A pair of non-self mappings in cone metric spaces (Q2853294)

Let \((X,\preceq,d)\) be a cone metric space in the sense of [\textit{L. G. Huang} and \textit{X. Zhang}, J. Math. Anal. Appl. 332, No. 2, 1468--1476 (2007; Zbl 1118.54022)] over a cone which is not necessarily normal. Let \(K\) be a closed nonempty subset of \(X\) such that for all \(x\in K\), \(y\notin K\) there exists \(z\in\partial K\) satisfying \(d(x,z)+d(z,y)=d(x,y)\).
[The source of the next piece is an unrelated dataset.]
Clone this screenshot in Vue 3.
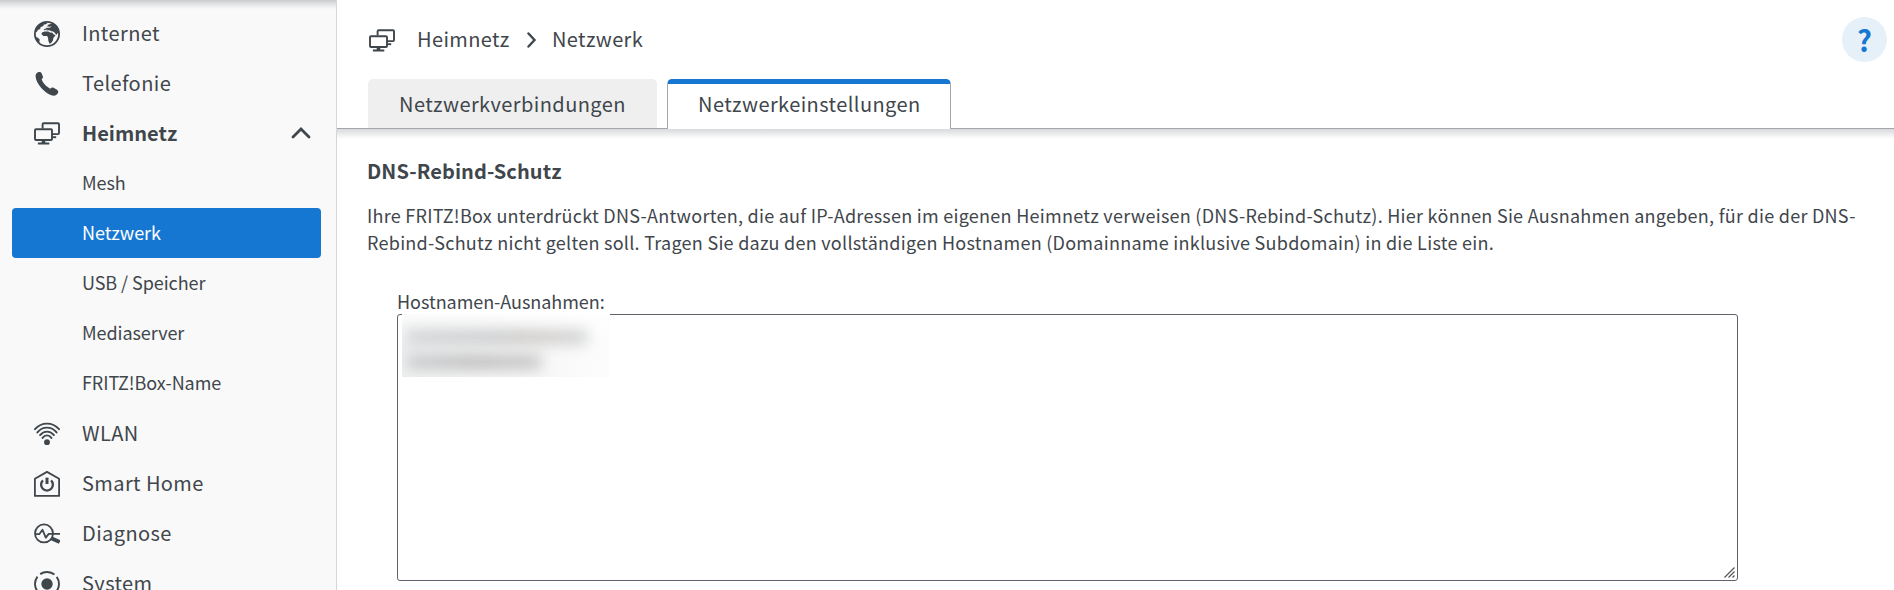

Let \(f,g:K\to X\) be two (non-self) mappings such that \(d(fx,fy)\preceq Cu(x,y)+C'(d(fx,gy)+d(fy,gx))\) for some real constants \(C,C'\) and some \(u(x,y)\in\{d(fx,gx),d(fy,gy)\}\); also suppose that \(f,g\) satisfy the following conditions: (i)~\(\partial K\subset gK\), \(fK\cap K\subset gK\); (ii)~\(gx\in\partial K\implies fx\in K\); (iii)~\(gK\) is closed in~\(X\). The author proves that under these conditions, there exists a point of coincidence \(p\) of \(f\) and \(g\) in \(K\). In particular, if the pair \((f,g)\) is coincidentally commuting, then \(p\) is a unique common fixed point of \(f\) and~\(g\).